Canada: le Premier ministre Justin Trudeau démissionne après neuf années au pouvoir
Le Premier ministre canadien Justin Trudeau, au plus bas dans les sondages, a annoncé lundi sa démission après des semaines de crise politique dans le pays, aggravée récemment par les menaces économiques de Donald Trump.
Près de dix ans après son arrivée au pouvoir, Justin Trudeau, 53 ans, était sous pression de l'opposition mais aussi de nombreuses personnalités de son parti, inquiètes pour les élections législatives qui se profilent.
"J'ai l'intention de démissionner de mon poste de chef du parti et de Premier ministre une fois que le parti aura choisi son prochain chef", a-t-il déclaré dans la capitale Ottawa devant la presse, visiblement ému.
Le prochain chef du parti libéral (centre-gauche) deviendra dans la foulée automatiquement le nouveau Premier ministre canadien et pendant ce temps, le Parlement est suspendu jusqu'au 24 mars.
Le processus de sélection d'un nouveau chef prend généralement plusieurs mois ce qui signifie que M. Trudeau devrait donc être encore Premier ministre le 20 janvier, lorsque Donald Trump prendra ses fonctions.
Peu après l'annonce de la démission de Justin Trudeau, le président élu américain a estimé que le Canada devrait "fusionner" avec les Etats-Unis, une remarque qu'il a faite à plusieurs reprises ces derniers temps.
Tandis que la Maison Blanche a salué un "ami fidèle des Etats-Unis".
- Chaos -
Dans le pays personne ne semble vraiment surpris: "j'ai l'impression que c'est un peu un soulagement pour lui parce qu'il avait beaucoup de pression sur les épaules", estime auprès de l'AFP Annette Sousa, habitante d'Ottawa.
Rob Gwett de Toronto, aurait préféré que Justin Trudeau "déclenche des élections" et juge qu'il aurait dû partir il y a déjà longtemps "à cause des scandales".

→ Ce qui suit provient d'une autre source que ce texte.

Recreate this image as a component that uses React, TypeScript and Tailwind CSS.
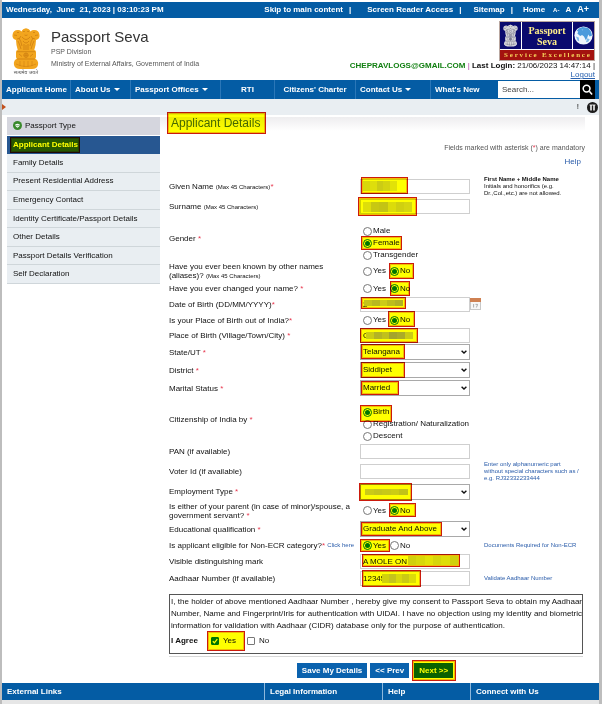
import React, { useState } from "react";
import type { ReactNode } from "react";

/* Marker-pen highlight laid over a control. */
function Mark({ className }: { className: string }) {
  return (
    <span
      aria-hidden="true"
      className={`pointer-events-none absolute z-10 border border-[#cc1a0c] bg-[#ffff00] mix-blend-multiply ring-1 ring-[#cc1a0c]/30 ring-inset ${className}`}
    />
  );
}

/* Mosaic that hides a private value. */
function Mosaic({ className, cells }: { className: string; cells: string[] }) {
  return (
    <span aria-hidden="true" className={`pointer-events-none absolute z-20 flex overflow-hidden ${className}`}>
      {cells.map((c, i) => (
        <span key={i} className={`h-full flex-1 ${c}`} />
      ))}
    </span>
  );
}

const Star = () => <span className="text-[#e8384f]">*</span>;
const Max = () => <span className="text-[6px]">(Max 45 Characters)</span>;

function Row({
  label,
  id,
  hint,
  className,
  children,
}: {
  label: ReactNode;
  id: string;
  hint?: ReactNode;
  className: string;
  children: ReactNode;
}) {
  return (
    <div className={`grid grid-cols-[191px_110px_1fr] items-center ${className}`}>
      <label id={`${id}-label`} htmlFor={id} className="leading-[9px]">
        {label}
      </label>
      <div className="relative flex h-full items-center">{children}</div>
      <div className="pl-3.5 text-[6px] leading-[7px]">{hint}</div>
    </div>
  );
}

function Text({ id, value }: { id: string; value?: string }) {
  return (
    <input
      id={id}
      type="text"
      defaultValue={value}
      className="h-[15px] w-full border border-[#cfcfcf] bg-white px-0.5 text-[8px] text-[#111] outline-none"
    />
  );
}

function Select({ id, options }: { id: string; options: string[] }) {
  return (
    <>
      <select
        id={id}
        className="h-4 w-full appearance-none border border-[#a9a9a9] bg-white px-0.5 text-[8px] text-[#111] outline-none"
      >
        {options.map((o) => (
          <option key={o}>{o}</option>
        ))}
      </select>
      <svg viewBox="0 0 6 4" className="pointer-events-none absolute right-[3px] h-1 w-1.5">
        <path d="M0.6 0.7 L3 3 L5.4 0.7" fill="none" stroke="#111" strokeWidth="1.4" />
      </svg>
    </>
  );
}

function Radio({ name, label, id, checked }: { name: string; label: string; id?: string; checked?: boolean }) {
  return (
    <label className="flex items-center gap-px whitespace-nowrap leading-3">
      <input
        id={id}
        type="radio"
        name={name}
        defaultChecked={checked}
        className="size-[9px] shrink-0 appearance-none rounded-full border border-[#777] bg-white p-px checked:border-[#0075ff] checked:bg-[#0075ff] checked:bg-clip-content"
      />
      {label}
    </label>
  );
}

function YesNo({ name, value }: { name: string; value: "Yes" | "No" }) {
  return (
    <div role="radiogroup" aria-labelledby={`${name}-label`} className="flex gap-1 pl-[3px]">
      <Radio id={name} name={name} label="Yes" checked={value === "Yes"} />
      <Radio name={name} label="No" checked={value === "No"} />
    </div>
  );
}

function Choices({ name, options, selected }: { name: string; options: string[]; selected: string }) {
  return (
    <div role="radiogroup" aria-labelledby={`${name}-label`} className="flex h-full flex-col justify-end pl-[3px]">
      {options.map((o, i) => (
        <Radio key={o} id={i === 0 ? name : undefined} name={name} label={o} checked={o === selected} />
      ))}
    </div>
  );
}

function Emblem({ main, shade, className }: { main: string; shade: string; className: string }) {
  return (
    <svg viewBox="0 0 28 41" className={className} aria-hidden="true">
      <g fill={main}>
        <circle cx="14" cy="5" r="4.6" />
        <path d="M9 4 Q14 -3 19 4 L19 22 L9 22 Z" />
        <path d="M0.5 7 Q1 2 6 2 Q10 2 10 6 L11 22 L6 23 Q4 17 4 12 Q0 11 0.5 7 Z" />
        <path d="M27.5 7 Q27 2 22 2 Q18 2 18 6 L17 22 L22 23 Q24 17 24 12 Q28 11 27.5 7 Z" />
        <rect x="4" y="22" width="20" height="9" rx="2" />
        <path d="M6 30 H22 Q27 32 26 37 Q25 41 20 41 H8 Q3 41 2 37 Q1 32 6 30 Z" />
      </g>
      <g fill="none" stroke={shade} strokeWidth="0.7">
        <path d="M11 3.5 H12.8 M15.2 3.5 H17 M12.5 7 Q14 8 15.5 7 M10 9 Q14 14 18 9 M11 13 Q14 17 17 13" />
        <path d="M2 7 L5 7.5 M5 4.5 H7 M5 11 Q8 11 9 8 M6 13 Q8 17 9 21 M7 10 Q9 13 10 18" />
        <path d="M26 7 L23 7.5 M23 4.5 H21 M23 11 Q20 11 19 8 M22 13 Q20 17 19 21 M21 10 Q19 13 18 18" />
        <path d="M12 16 V22 M16 16 V22 M14 17 V22 M5 23.7 H23 M5 31 H23" />
        <circle cx="14" cy="27.2" r="2.2" />
        <path d="M7 26 L10 28.5 M21 26 L18 28.5 M14 25 V29.4 M11.8 27.2 H16.2" />
        <path d="M4 36 Q14 41 24 36 M8 33 V38 M12 33 V39 M16 33 V39 M20 33 V38" strokeWidth="0.5" />
      </g>
    </svg>
  );
}

function ServiceLogo() {
  return (
    <div className="w-24 border border-[#b9a7a0] bg-white text-center font-['Liberation_Serif',serif] font-bold">
      <div className="flex h-[27px] gap-px">
        <div className="flex flex-1 flex-col items-center justify-center bg-[#0a0a6e]">
          <Emblem main="#d5d5da" shade="#33334f" className="h-[23px] w-[15px]" />
        </div>
        <div className="flex w-[50px] flex-col justify-center bg-[#0a0a6e] text-[10px] leading-[11px] text-[#ffef8a]">
          <span>Passport</span>
          <span>Seva</span>
        </div>
        <div className="flex flex-1 items-center justify-center bg-[#0a0a6e]">
          <svg viewBox="0 0 20 20" className="size-[19px]" aria-hidden="true">
            <circle cx="10" cy="10" r="9.6" fill="#eef6fd" />
            <path
              d="M5 2.5 L9 1 L15 2 L18 6 L19 10 L16.5 11 L15 9 L14 12 L12.5 15 L10.5 11 L8.5 9.5 L6.5 10.5 L3.5 8 L4.5 6 L3 5 Z"
              fill="#4b9bdc"
            />
            <path d="M14 13 L16.5 14 L15 16.5 L12.5 17 Z M2 11 L5 12 L5.5 16 L4 15.5 Z M8 3 L10 4 L8.5 5 Z" fill="#7db9e8" />
          </svg>
        </div>
      </div>
      <div className="mt-px flex h-2.5 items-center justify-between bg-[#a3120f] px-1 text-[7px] leading-[10px] text-[#f6d35a]">
        {"Service Excellence".split("").map((c, i) => (
          <span key={i}>{c === " " ? "\u00a0" : c}</span>
        ))}
      </div>
    </div>
  );
}

const Caret = () => (
  <svg viewBox="0 0 6 3" className="h-[3px] w-1.5" aria-hidden="true">
    <path d="M0 0 H6 L3 3 Z" fill="#fff" />
  </svg>
);

const navItems = [
  { label: "Applicant Home", box: "w-[69px] pl-1" },
  { label: "About Us", box: "w-[60px] pl-1", caret: true },
  { label: "Passport Offices", box: "w-[90px] pl-1", caret: true },
  { label: "RTI", box: "w-[54px] justify-center" },
  { label: "Citizens' Charter", box: "w-[81px] justify-center" },
  { label: "Contact Us", box: "w-[75px] pl-1", caret: true },
  { label: "What's New", box: "pl-1" },
];

const steps = [
  "Family Details",
  "Present Residential Address",
  "Emergency Contact",
  "Identity Certificate/Passport Details",
  "Other Details",
  "Passport Details Verification",
  "Self Declaration",
];

const topLinks = [
  { label: "Skip to main content", gap: "mr-4" },
  { label: "Screen Reader Access", gap: "mr-3" },
  { label: "Sitemap", gap: "mr-2.5" },
];

const footer = [
  { label: "External Links", box: "w-[262px] pl-[5px]" },
  { label: "Legal Information", box: "w-[118px] pl-[5px]" },
  { label: "Help", box: "w-[88px] pl-[5px]" },
  { label: "Connect with Us", box: "flex-1 pl-[5px]" },
];

export default function App() {
  const [agree, setAgree] = useState(true);
  const tick =
    "size-2 appearance-none rounded-[1px] border border-[#777] bg-white checked:border-[#0075ff] checked:bg-[#0075ff]";
  const button = "h-[15px] bg-[#0a62ae] px-[5px] text-[8px] leading-[15px] font-bold text-white";

  return (
    <div className="min-h-screen border-r-3 border-l-2 border-[#bdbdbd] bg-[#e6e6e6] font-['Liberation_Sans',Arial,sans-serif] text-[8px] text-[#111]">
      <div className="bg-white pt-0.5">
        <div className="flex h-4 items-center bg-[#045ca4] pr-2.5 pl-1 font-bold whitespace-pre text-white">
          <span className="flex-1">{"Wednesday,  June  21, 2023 | 03:10:23 PM"}</span>
          {topLinks.map((l) => (
            <span key={l.label} className={`flex gap-1.5 ${l.gap}`}>
              <a href="#main">{l.label}</a>
              <span>|</span>
            </span>
          ))}
          <a href="#home">Home</a>
          <button type="button" className="ml-2 text-[6px]">A-</button>
          <button type="button" className="ml-1.5">A</button>
          <button type="button" className="ml-1.5 text-[9px]">A+</button>
        </div>

        <header className="flex h-[62px] justify-between">
          <div className="flex pt-2.5 pl-2.5">
            <div className="flex w-7 flex-col items-center">
              <Emblem main="#f2a51e" shade="#c97a10" className="h-[41px] w-7" />
              <span className="font-['Noto_Sans',sans-serif] text-[5px] leading-[6px] whitespace-nowrap text-[#555]">सत्यमेव जयते</span>
            </div>
            <div className="pl-[11px] text-[7px] text-[#555]">
              <h1 className="text-[15px] leading-[18px] text-[#333]">Passport Seva</h1>
              <p className="leading-3">PSP Division</p>
              <p className="leading-3">Ministry of External Affairs, Government of India</p>
            </div>
          </div>
          <div className="flex flex-col items-end pt-[3px] pr-1">
            <ServiceLogo />
            <p className="whitespace-nowrap leading-[10px]">
              <b className="text-[#138013]">CHEPRAVLOGS@GMAIL.COM</b> <span className="text-[#b040a0]">|</span>{" "}
              <b>Last Login:</b> 21/06/2023 14:47:14 |
            </p>
            <a href="#logout" className="leading-[7px] text-[#2a62b0] underline">Logout</a>
          </div>
        </header>

        <nav className="flex h-[19px] bg-[#045ca4] pr-1 font-bold text-white">
          {navItems.map((n) => (
            <a
              key={n.label}
              href="#nav"
              className={`flex items-center gap-[3px] whitespace-nowrap ${n.box} ${n.label === "What's New" ? "flex-1" : "border-r border-[#2b77b8]"}`}
            >
              {n.label}
              {n.caret && <Caret />}
            </a>
          ))}
          <input
            type="text"
            aria-label="Search"
            placeholder="Search..."
            className="my-px w-[82px] bg-white px-1 text-[8px] font-normal text-[#222] outline-none placeholder:text-[#444]"
          />
          <button type="button" aria-label="Search" className="flex w-[15px] items-center justify-center bg-black">
            <svg viewBox="0 0 12 12" className="size-[11px]" fill="none" stroke="#fff" strokeWidth="1.7">
              <circle cx="5" cy="5" r="3.7" />
              <path d="M8 8 L11 11.4" />
            </svg>
          </button>
        </nav>

        <div className="flex h-4 items-center justify-between bg-[#e9eef2] pr-px">
          <svg viewBox="0 0 4 6" className="h-1.5 w-1" aria-hidden="true">
            <path d="M0 0 L4 3 L0 6 Z" fill="#c2501c" />
          </svg>
          <div className="flex items-center gap-2">
            <span>!</span>
            <button type="button" aria-label="Pause">
              <svg viewBox="0 0 11 11" className="size-[11px]">
                <circle cx="5.5" cy="5.5" r="5.5" fill="#1c1c1c" />
                <path d="M4 3 V8.4 M7 3 V8.4" stroke="#fff" strokeWidth="1.5" />
                <path d="M2.5 3 H8.5" stroke="#fff" strokeWidth="0.8" />
              </svg>
            </button>
          </div>
        </div>

        <div className="flex items-start pt-0.5 pr-3.5 pl-[5px]">
          <ol className="grid h-[167px] w-[153px] shrink-0 auto-rows-fr bg-[#e9eef2]">
            <li className="flex items-center gap-[3px] border-b border-white bg-[#d5d6de] pl-1.5">
              <svg viewBox="0 0 9 9" className="size-[9px]" aria-hidden="true">
                <circle cx="4.5" cy="4.5" r="4.5" fill="#3a8a2c" />
                <path d="M2.2 3.6 Q4.5 2 6.8 3.6 Q6.6 5.8 4.5 6.8 Q2.4 5.8 2.2 3.6 Z" fill="#fff" />
                <path d="M3.4 4 L4.5 5.2 L5.8 3.8" fill="none" stroke="#3a8a2c" strokeWidth="0.8" />
              </svg>
              Passport Type
            </li>
            <li className="relative flex items-center bg-[#275791] pl-1.5 font-bold text-white" aria-current="step">
              Applicant Details
              <Mark className="inset-y-px left-[3px] w-[70px]" />
            </li>
            {steps.map((s) => (
              <li key={s} className="flex items-center border-b border-[#cfd6da] pl-1.5">
                <a href="#step">{s}</a>
              </li>
            ))}
          </ol>

          <main id="main" className="min-w-0 flex-1 bg-linear-to-b from-[#eeedef] to-white to-[14px] pl-[9px]">
            <div className="relative">
              <h2 className="pl-0.5 text-[12px] leading-3 text-[#45687c]">Applicant Details</h2>
              <Mark className="-top-[5px] -left-0.5 h-[22px] w-[99px]" />
            </div>
            <p className="pt-3.5 text-right text-[7px] leading-[10px] text-[#555]">
              Fields marked with asterisk (<Star />) are mandatory
            </p>
            <p className="pt-1 pr-1 pb-[9px] text-right leading-[10px]">
              <a href="#help" className="text-[#2a5caa]">Help</a>
            </p>

            <form onSubmit={(e) => e.preventDefault()}>
              <Row
                id="given"
                className="min-h-[21px]"
                label={<>Given Name <Max /><Star /></>}
                hint={<><b className="whitespace-nowrap">First Name + Middle Name</b><br />Initials and honorifics (e.g.<br />Dr.,Col.,etc.) are not allowed.</>}
              >
                <Text id="given" />
                <Mark className="top-px left-px h-[17px] w-[47px]" />
                <Mosaic className="top-[5px] left-[3px] h-2.5 w-[34px]" cells={["bg-[#d8d80a]", "bg-[#dede0c]", "bg-[#cccc14]", "bg-[#d4d410]", "bg-[#e2e208]"]} />
              </Row>
              <Row id="surname" className="min-h-[19px]" label={<>Surname <Max /></>}>
                <Text id="surname" />
                <Mark className="top-0 -left-0.5 h-[19px] w-[59px]" />
                <Mosaic className="top-[5px] left-[3px] h-2.5 w-[49px]" cells={["bg-[#dede0a]", "bg-[#c8c812]", "bg-[#c4c414]", "bg-[#dcdc0a]", "bg-[#d0d010]", "bg-[#d6d610]"]} />
              </Row>
              <Row id="gender" className="min-h-[45px]" label={<>Gender <Star /></>}>
                <Choices name="gender" options={["Male", "Female", "Transgender"]} selected="Female" />
                <Mark className="top-5 left-px h-3.5 w-[41px]" />
              </Row>
              <Row id="alias" className="min-h-5" label={<>Have you ever been known by other names<br />(aliases)? <Max /></>}>
                <YesNo name="alias" value="No" />
                <Mark className="top-0.5 left-[29px] h-4 w-[25px]" />
              </Row>
              <Row id="renamed" className="min-h-[15px]" label={<>Have you ever changed your name? <Star /></>}>
                <YesNo name="renamed" value="No" />
                <Mark className="top-0 left-[30px] h-[15px] w-5" />
              </Row>
              <Row
                id="dob"
                className="min-h-4"
                label={<>Date of Birth (DD/MM/YYYY)<Star /></>}
                hint={
                  <button type="button" aria-label="Open calendar" className="-ml-3.5 block">
                    <svg viewBox="0 0 11 12" className="h-3 w-[11px]">
                      <rect x="0.5" y="0.5" width="10" height="11" fill="#f7f7f7" stroke="#c8c8c8" />
                      <rect width="11" height="4" fill="#cf8152" />
                      <path d="M3.6 6 V9.5 M5.5 6.4 H7.6 L6.4 9.5" stroke="#999" strokeWidth="0.8" fill="none" />
                    </svg>
                  </button>
                }
              >
                <Text id="dob" value="2" />
                <Mark className="top-px left-px h-3 w-[45px]" />
                <Mosaic className="top-1 left-1 h-1.5 w-[39px]" cells={["bg-[#c4c41c]", "bg-[#b8b820]", "bg-[#cccc18]", "bg-[#bcbc1c]", "bg-[#b0b024]"]} />
              </Row>
              <Row id="abroad" className="min-h-4" label={<>Is your Place of Birth out of India?<Star /></>}>
                <YesNo name="abroad" value="No" />
                <Mark className="-top-px left-7 h-4 w-[27px]" />
              </Row>
              <Row id="place" className="min-h-[15px]" label={<>Place of Birth (Village/Town/City) <Star /></>}>
                <Text id="place" value="G" />
                <Mark className="top-0 left-0 h-[15px] w-[58px]" />
                <Mosaic className="top-1 left-1.5 h-[7px] w-[47px]" cells={["bg-[#cccc14]", "bg-[#b4b424]", "bg-[#c0c01c]", "bg-[#a4a42c]", "bg-[#acac28]", "bg-[#cccc14]"]} />
              </Row>
              <Row id="state" className="min-h-[18px]" label={<>State/UT <Star /></>}>
                <Select id="state" options={["Telangana", "Andhra Pradesh", "Karnataka"]} />
                <Mark className="top-px left-px h-[15px] w-11" />
              </Row>
              <Row id="district" className="min-h-[18px]" label={<>District <Star /></>}>
                <Select id="district" options={["Siddipet", "Medak"]} />
                <Mark className="top-px left-px h-4 w-11" />
              </Row>
              <Row id="marital" className="min-h-[18px]" label={<>Marital Status <Star /></>}>
                <Select id="marital" options={["Married", "Single"]} />
                <Mark className="top-0.5 left-px h-3.5 w-[38px]" />
              </Row>
              <Row id="citizen" className="min-h-[45px]" label={<>Citizenship of India by <Star /></>}>
                <Choices name="citizen" options={["Birth", "Registration/ Naturalization", "Descent"]} selected="Birth" />
                <Mark className="top-2 left-0 h-[17px] w-8" />
              </Row>
              <Row id="pan" className="min-h-[19px]" label="PAN (if available)">
                <Text id="pan" />
              </Row>
              <Row
                id="voter"
                className="min-h-[21px]"
                label="Voter Id (if available)"
                hint={<span className="text-[#2a5caa]">Enter only alphanumeric part<br />without special characters such as /<br />e.g. RJ32332233444</span>}
              >
                <Text id="voter" />
              </Row>
              <Row id="job" className="min-h-[19px]" label={<>Employment Type <Star /></>}>
                <Select id="job" options={[""]} />
                <Mark className="top-px -left-px h-[18px] w-[53px]" />
                <Mosaic className="top-[7px] left-[5px] h-1.5 w-[43px]" cells={["bg-[#caca18]", "bg-[#c4c41c]", "bg-[#c8c818]", "bg-[#cccc14]", "bg-[#c2c218]"]} />
              </Row>
              <Row id="servant" className="min-h-[19px]" label={<>Is either of your parent (in case of minor)/spouse, a<br />government servant? <Star /></>}>
                <YesNo name="servant" value="No" />
                <Mark className="top-0.5 left-[29px] h-3.5 w-[27px]" />
              </Row>
              <Row id="education" className="min-h-[18px]" label={<>Educational qualification <Star /></>}>
                <Select id="education" options={["Graduate And Above", "10th Pass And Above"]} />
                <Mark className="top-0.5 left-px h-3.5 w-[81px]" />
              </Row>
              <Row
                id="ecr"
                className="min-h-[15px]"
                label={
                  <span className="flex justify-between pr-1.5 whitespace-nowrap">
                    <span>Is applicant eligible for Non-ECR category?<Star /></span>
                    <a href="#ecr-help" className="text-[6px] text-[#2a5caa]">Click here</a>
                  </span>
                }
                hint={<a href="#documents" className="text-[#2a5caa]">Documents Required for Non-ECR</a>}
              >
                <YesNo name="ecr" value="Yes" />
                <Mark className="top-px left-0 h-[13px] w-[30px]" />
              </Row>
              <Row id="visible" className="min-h-4" label="Visible distinguishing mark">
                <Text id="visible" value="A MOLE ON" />
                <Mark className="top-px left-0.5 h-[13px] w-[98px]" />
                <Mosaic className="top-[3px] left-12 h-[9px] w-[50px]" cells={["bg-[#d0d00c]", "bg-[#d8d80a]", "bg-[#e2e208]", "bg-[#d6d60c]", "bg-[#dede08]", "bg-[#d0d00c]"]} />
              </Row>
              <Row
                id="aadhaar"
                className="min-h-[19px]"
                label="Aadhaar Number (if available)"
                hint={<a href="#validate" className="text-[#2a5caa]">Validate Aadhaar Number</a>}
              >
                <Text id="aadhaar" value="12345" />
                <Mark className="top-px left-0.5 h-[17px] w-[59px]" />
                <Mosaic className="top-[5px] left-[22px] h-[9px] w-[34px]" cells={["bg-[#d0d00c]", "bg-[#c4c41c]", "bg-[#d8d80c]", "bg-[#caca14]", "bg-[#dcdc0a]"]} />
              </Row>

              <section className="mt-1.5 mr-0.5 border border-[#555] pt-px pb-[3px] pl-px">
                <p className="text-justify leading-3">
                  I, the holder of above mentioned Aadhaar Number , hereby give my consent to Passport Seva to obtain my Aadhaar
                  Number, Name and Fingerprint/Iris for authentication with UIDAI. I have no objection using my identity and
                  biometric information for validation with Aadhaar (CIDR) database only for the purpose of authentication.
                </p>
                <div className="relative flex h-[18px] items-center">
                  <b className="w-10">I Agree</b>
                  <label className="flex w-9 items-center gap-1">
                    <span className="relative flex">
                      <input type="checkbox" checked={agree} onChange={() => setAgree(true)} className={tick} />
                      {agree && (
                        <svg viewBox="0 0 8 8" className="pointer-events-none absolute inset-0 size-2">
                          <path d="M1.8 4.2 L3.4 5.8 L6.3 2.2" fill="none" stroke="#fff" strokeWidth="1.3" />
                        </svg>
                      )}
                    </span>
                    Yes
                  </label>
                  <label className="flex items-center gap-1">
                    <input type="checkbox" checked={!agree} onChange={() => setAgree(false)} className={tick} />
                    No
                  </label>
                  <Mark className="-top-px left-9 h-5 w-[38px]" />
                </div>
              </section>
              <hr className="mt-0.5 mr-0.5 border-[#d8d8d8]" />
              <div className="flex justify-center gap-[3px] pt-1.5 pr-1 pb-[5px]">
                <button type="button" className={button}>Save My Details</button>
                <button type="button" className={button}>&lt;&lt; Prev</button>
                <span className="relative ml-0.5 flex">
                  <button type="submit" className={button}>Next &gt;&gt;</button>
                  <Mark className="-inset-y-[3px] -right-[3px] -left-0.5" />
                </span>
              </div>
            </form>
          </main>
        </div>
      </div>

      <footer className="flex h-[17px] bg-[#045ca4] font-bold text-white">
        {footer.map((f, i) => (
          <div key={f.label} className={`flex items-center ${f.box} ${i > 0 ? "border-l border-[#8db8dc]" : ""}`}>
            {f.label}
          </div>
        ))}
      </footer>
    </div>
  );
}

S'il avait fait souffler un vent d'espoir en arrivant au pouvoir, Justin Trudeau souffre aujourd'hui d'une faible cote de popularité, étant vu comme responsable notamment de la forte inflation mais aussi de la crise du logement et des services publics.
Et dans ce contexte tendu, les déclarations de Donald Trump après son élection sont venues mettre de l'huile sur le feu: le républicain veut imposer des droits de douane de 25% à ses voisins dès son retour au pouvoir.
Une menace qui a provoqué des tensions et a abouti mi-décembre à la démission de la vice-Première ministre, Chrystia Freeland, sur son fond de désaccord avec Justin Trudeau sur la façon de gérer ce dossier.
Le contexte politique actuel est "hautement inhabituel" avec un changement de chef à seulement quelques mois d'une élection, a commenté auprès de l'AFP Lori Turnbull, professeure à l'Université Dalhousie.
De nombreux défis attendent son successeur de M. Trudeau, estiment les experts puisque les libéraux accusent un retard de plus de 20 points dans les sondages face aux conservateurs avec des législatives prévues au plus tard en octobre 2025.
"C'est une cause perdue", lâche André Lamoureux, spécialiste en science politique à l'Université du Québec à Montréal (UQAM). "Personne n'est en position aujourd'hui au Parti libéral de recréer un engouement, un mouvement d'adhésion".
- "Soulagement" -
Les libéraux "veulent tromper les électeurs en mettant un autre visage pour continuer à arnaquer les Canadiens", a dénoncé sur X Pierre Poilievre, le chef des conservateurs.
Fils aîné d'un ex-Premier ministre charismatique, Justin Trudeau avait fait une entrée fracassante sur le devant de la scène politique et rapidement acquis une renommée mondiale, après avoir longtemps cherché sa voie: boxeur amateur, moniteur de snowboard, professeur d'anglais et de français...
Perçu à ses débuts comme un Premier ministre moderne, féministe, progressiste, soucieux des enjeux environnementaux et déclenchant à son tour une "Trudeaumania", il a signé lors du premier mandat de Donald Trump a un nouvel accord avec le Mexique et les Etats-Unis.
Mais aussi fait du Canada le deuxième pays au monde à légaliser le cannabis, instauré l'aide médicale à mourir, une taxe carbone et fortement investi dans les programmes sociaux lors de ces trois mandats.